Mica Jones

Mica Jones
Gualamata
Straw Hat Recordings

Click to hear: “The Toolshed

Gualamata is an ambitious album by young singer and multi-instrumentalist Mica Jones. Recorded “in various bedrooms across Portland” between the spring of ’09 and last fall, the 10 tracks here are a beguiling mix of art-damaged folk, ethereal psych-pop and chamber music, with some mariachi and front-porch blues thrown in for good measure. Beautifully crafted and rich with weird and wonderful sounds, this is high-caliber headphone music.

You know you’re into something from the get-go. The album starts with a minute of slightly off-key chiming, “Our Bells, I,” then wafts into “Our Bells, II,” a gentle piece of indie-folk that blooms into a strange little pop parade.

For the first half of the next track, “The Toolshed,” Jones warbles over a John Fahey-style finger-picked figure. “But don’t follow any further/ Don’t stand here with your nose so close / Cause I won’t keep it secret / I’ll tear off all your clothes / Like the night we found the toolshed / In the spring when we were young / I cleared the place with one arm / And we worked until the work was done.” With this the song drops off a cliff into clouds, then catches a draft and floats away in a shimmer of ooohs and electric guitar. It’s a bit breathtaking.
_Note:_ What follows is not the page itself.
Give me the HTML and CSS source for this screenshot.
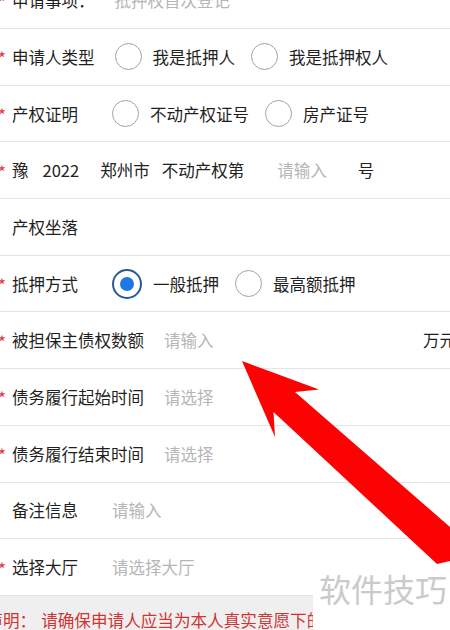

“Brannew,” the mariachi-flavored song, takes a similar trip about halfway along and never looks back. “Out Cold” starts in low orbit and never touches ground.

Gualamata stumbles when it stops trying to be beautiful. “Poor Pretty Girl” suffers from a tedious pump organ and rat-a-tat snare combination and can’t be salvaged by the sonic shenanigans Jones adds to it. The dreary, slightly disorienting “Downtown” may accurately approximate its subject, but it’s not much fun to listen to.

The closer, “The Ceiling,” introducing some rockiness to the pot. Jones plays, plucks and bangs everything on these recordings, but here someone listed in the liner notes as “Human” plays guitar. Makes you wish this mysterious musician had stopped by Jones’ place more often. The riffs and feedback lend some welcome weight to his wispy songwriting.

— Chris Busby

Mica Jones plays Tues., March 13, at the St. Lawrence Arts Center (76 Congress St., Portland) with Tiger Saw and Guy Capecelatro III, at 7 p.m. Tix: $10 (all ages).